Over the past 6 months, Bitcoin has gone through an incredible drop in hashrate on the network. Almost all visible miners have shut off in China following the Bitcoin Mining Ban, and are in the process of going through a great migration. Some shut down and retired forever.
This change caused a big disruption in the block interval, but the antifragility of Bitcoin was made to respond to changes in the hashrate. Likely miners were notified beforehand which is why there are some visible changes in the Mean Block Interval in late April.
Since then, the block interval has stabilized back to around 10 minutes per block and the difficulty adjustment has seen its 9th consecutive increase due to more and more hashrate being plugged in.
Although there has been increase after increase in the difficulty adjustment, the Miner Revenue per Terahash has been steady and even higher than that of June or July 2021. This is in part due to the price recovery during the miner migration.

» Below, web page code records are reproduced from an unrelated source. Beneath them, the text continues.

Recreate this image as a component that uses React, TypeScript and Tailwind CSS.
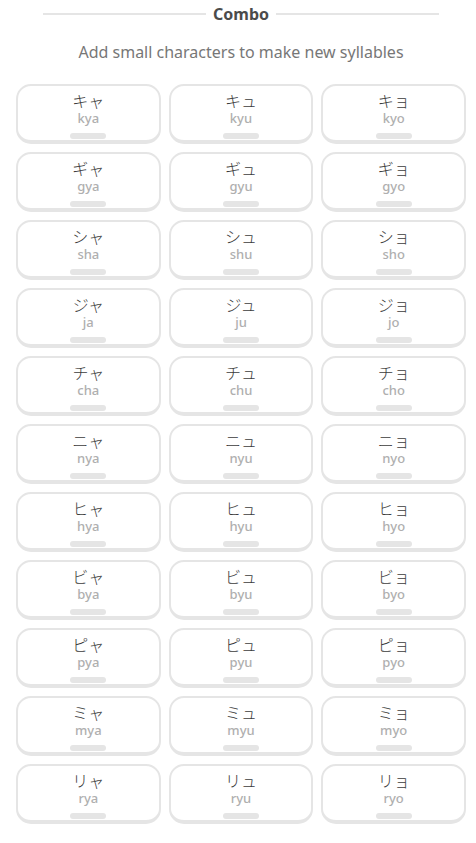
const rows: [string, string][][] = [
  [["キャ", "kya"], ["キュ", "kyu"], ["キョ", "kyo"]],
  [["ギャ", "gya"], ["ギュ", "gyu"], ["ギョ", "gyo"]],
  [["シャ", "sha"], ["シュ", "shu"], ["ショ", "sho"]],
  [["ジャ", "ja"], ["ジュ", "ju"], ["ジョ", "jo"]],
  [["チャ", "cha"], ["チュ", "chu"], ["チョ", "cho"]],
  [["ニャ", "nya"], ["ニュ", "nyu"], ["ニョ", "nyo"]],
  [["ヒャ", "hya"], ["ヒュ", "hyu"], ["ヒョ", "hyo"]],
  [["ビャ", "bya"], ["ビュ", "byu"], ["ビョ", "byo"]],
  [["ピャ", "pya"], ["ピュ", "pyu"], ["ピョ", "pyo"]],
  [["ミャ", "mya"], ["ミュ", "myu"], ["ミョ", "myo"]],
  [["リャ", "rya"], ["リュ", "ryu"], ["リョ", "ryo"]],
];

function KanaCard({ kana, romaji }: { kana: string; romaji: string }) {
  return (
    <div className="h-[60px] flex flex-col items-center pt-[6px] rounded-[15px] border-2 border-b-4 border-[#e5e5e5] bg-white">
      <span className="text-[16px] leading-[16px] font-light text-[#3c3c3c] [font-family:'Noto_Sans_CJK_JP',sans-serif]">
        {kana}
      </span>
      <span className="mt-[3px] text-[13px] leading-[14px] font-medium text-[#afafaf]">{romaji}</span>
      <div className="mt-[8px] w-9 h-[6px] rounded-full bg-[#e5e5e5]" />
    </div>
  );
}

export default function App() {
  return (
    <div className="min-h-screen bg-white pl-4 pr-[10px] pt-[4px] [font-family:'Noto_Sans',sans-serif]">
      {/* Section title */}
      <div className="flex items-center gap-[7px] px-[27px]">
        <div className="flex-1 h-[2px] bg-[#e5e5e5]" />
        <span className="text-[16px] leading-[20px] font-bold text-[#4b4b4b]">Combo</span>
        <div className="flex-1 h-[2px] bg-[#e5e5e5]" />
      </div>

      <p className="mt-[18px] text-center text-[16px] leading-[20px] text-[#777777]">
        Add small characters to make new syllables
      </p>

      <div className="mt-[22px] grid grid-cols-3 gap-2 pb-4">
        {rows.flat().map(([kana, romaji]) => (
          <KanaCard key={romaji} kana={kana} romaji={romaji} />
        ))}
      </div>
    </div>
  );
}
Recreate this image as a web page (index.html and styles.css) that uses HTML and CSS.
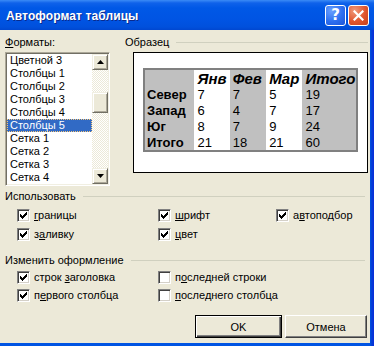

China has lost much hashrate and may never see it comeback, unless they decide to lift the mining ban. From the evidence shown in mining incentives around the world, Bitcoin miners bring a large energy stability to the country's infrastructure.
The reason is that Miners can turn on and off based on the grid demand, leaving room to support regional blackouts when a grid shuts off. It is yet to be seen if this large-scale mining ban will affect China's energy grid, but Bitcoin keeps moving forward unscathed.